No objetaría apenas este criterio si no nos constase que, de un lado, hay hechos probados que delatan la falta de sintonía entre el universo partidario zaplanista y los nuevos gestores del Gobierno autonómico. Los periódicos abundan estos días en tales evidencias y el martes último, sin ir más lejos, un diputado de la citada cuerda, el abrupto Eduardo Ovejero, pidió que rodaran las cabezas de aquellos que no rinden culto y guardan la memoria del ex molt honorable Zaplana, causa primera, a su entender y al de sus parciales, de la dicha compartida por la grey popular y aún de los progresos del País Valenciano en cualquiera de sus dimensiones.

Y de otro lado, la objeción que apuntamos viene avalada por el mismo desconcierto y acritud de los zaplanistas en torno a la menor iniciativa del presidente Francisco Camps y de su gabinete.

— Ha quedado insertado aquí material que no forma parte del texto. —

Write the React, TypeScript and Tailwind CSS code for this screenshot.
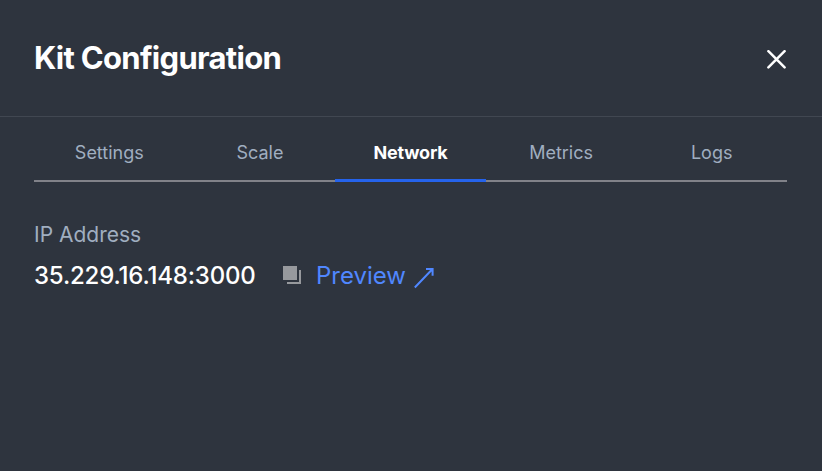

Al parecer, la nutrida cohorte valenciana del ministro estaría complacida si el Consell practicase una suerte de quietismo místico condensado en la contemplación y loa del legado de ese hombre providencial que un día se subió a lomos de esta autonomía y emprendió la carrera política prodigiosa en la que anda involucrado. Por obvio se desprende que estos individuos ahítos de fervor no tienen zorra idea ni percepción de lo que pudo suponer o supone el autonomismo, al que llegaron por decantación forzosa, pues lo suyo, sus auténticas referencias, son España, su líder carismático -o sea, nuestro gran hombre en Madrid- y, como mucho, la provincia.

Entiendo que estos rifirrafes que nos amenizan la actualidad política se disolverán como un azucarillo en atención, sobre todo, a la próxima cita electoral en cuya recta entraremos apenas irrumpa el otoño. El PP es un partido disciplinado y nada propicio a poner en un brete el vasto pesebre que lo apacigua. Pero ese azucarillo lleva trazas de amargar el brebaje a poco que emerjan las contradicciones inevitables de esta bicefalia entre el ministro y el molt honorable que, quiérase o no, se ha establecido. Eduardo Zaplana, aunque hábil y ubícuo, no puede mantener sine die esta tutela sobre el Gobierno de la Generalitat y algún día tendrá que manumitirlo para que aliente sin respiración asistida, como es el caso.

Obstinarse en este patrocinio e injerencia no sólo es vejatorio para un sector del electorado popular, para el Consell -cuya capacidad y músculo político son indudables- sino también para un segmento ancho de valencianos que, por edad y circunstancia, somos alérgicos a los tipos providenciales, tanto más si confunden este país con su taifato personal. Y en esto no andan errados ni exagerados los comentaristas mediáticos.